Purple Capitalism
Purple Capitalism and Social Justice
Capitalism offers real opportunities to advance social justice. Across America and across the world, capitalist-driven innovation and entrepreneurship has generated profound benefits for human well-being. Yet, it’s also true that unbridled capitalism can lead to suffering and misery. The challenge of our time is to leverage the virtues of capitalism and defeat its excesses.
Purple Capitalism sees economic freedom and social justice as complementary ideals, linked by the imperatives of human empowerment and moral fairness. We’ve seen how energetic competition in open markets elevates diversity and inclusion over outdated hierarchies. We’ve seen how the pursuit of happiness is most likely to succeed when it’s built from a broad foundation of mutual benefit rather than brute, abusive exploitation. Over the long run, we’ve seen how capitalism can serve the cause of progress.
Security and prosperity are native human desires. Traditional capitalism is a system of rules for channeling those urges into a strategy for building national wealth. It favors personal self-interest over state planning to motivate individual effort. But when constructive appetites give way to destructive avarice, or when structural incentives give rise to perverse outcomes, the orthodoxies of forbearance fail. The fullest benefits of capitalism cannot be achieved without confronting the hazards of unconstrained capitalism.
A Program for Purple Capitalism
Overcome the perils of capitalism.
Be alert to perverse incentives.
Say No to private prisons.
Profit-seeking motivates investment in innovations that put more people in prison for longer times.
Say No to private armies.
Dependence on mercenary power weakens official chains of command over the conduct of policy.
Say No to private self-regulation.
Like foxes guarding chicken coops, un-monitored producers externalize costs at society’s expense.

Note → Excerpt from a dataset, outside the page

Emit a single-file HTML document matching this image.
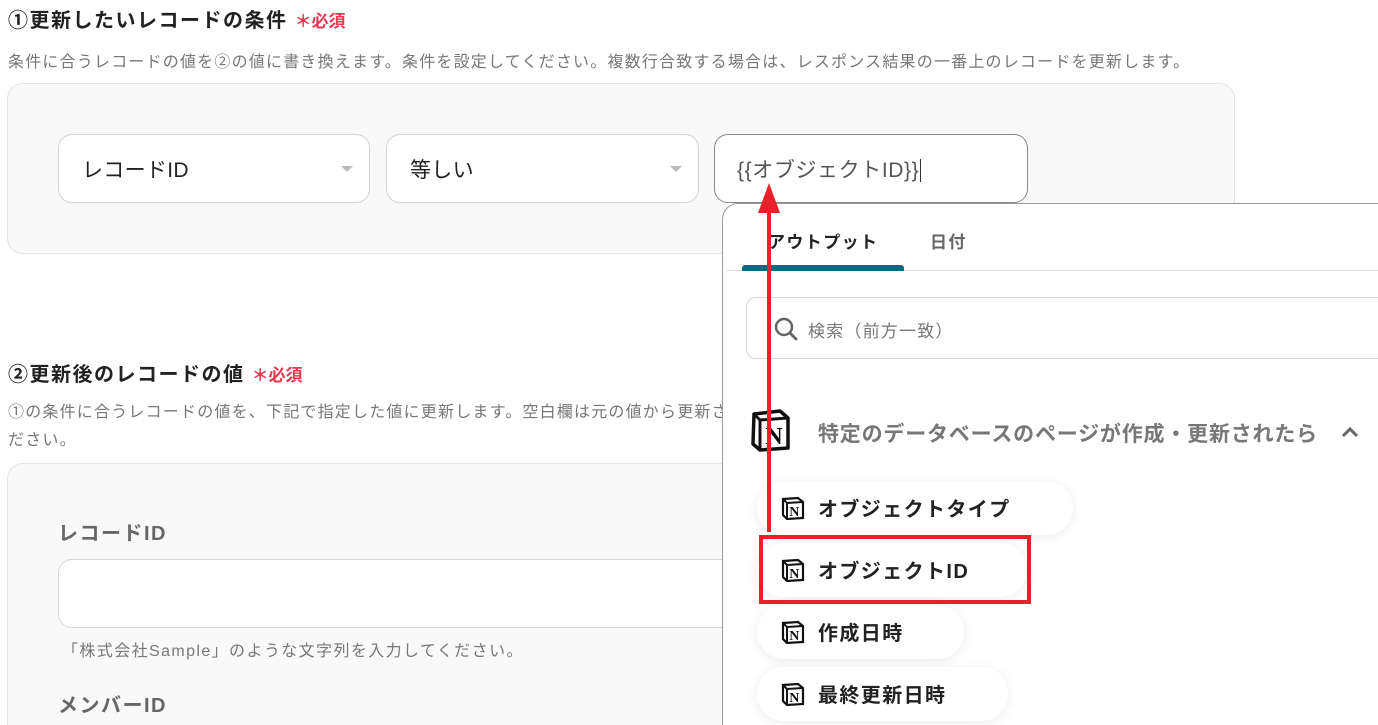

Advance the promise of capitalism.
Be alert to progressive alignments.
Say Yes to extension of property rights.
Women and others who were once treated as property have won the freedom to own property.
Say Yes to equal opportunity.
Competitive businesses seek employees by merit, and act accordingly to extinguish workplace biases.
Say Yes to entrepreneurial innovators.
Freedom to trade goods and services fosters organic spread of skills and self-empowerment.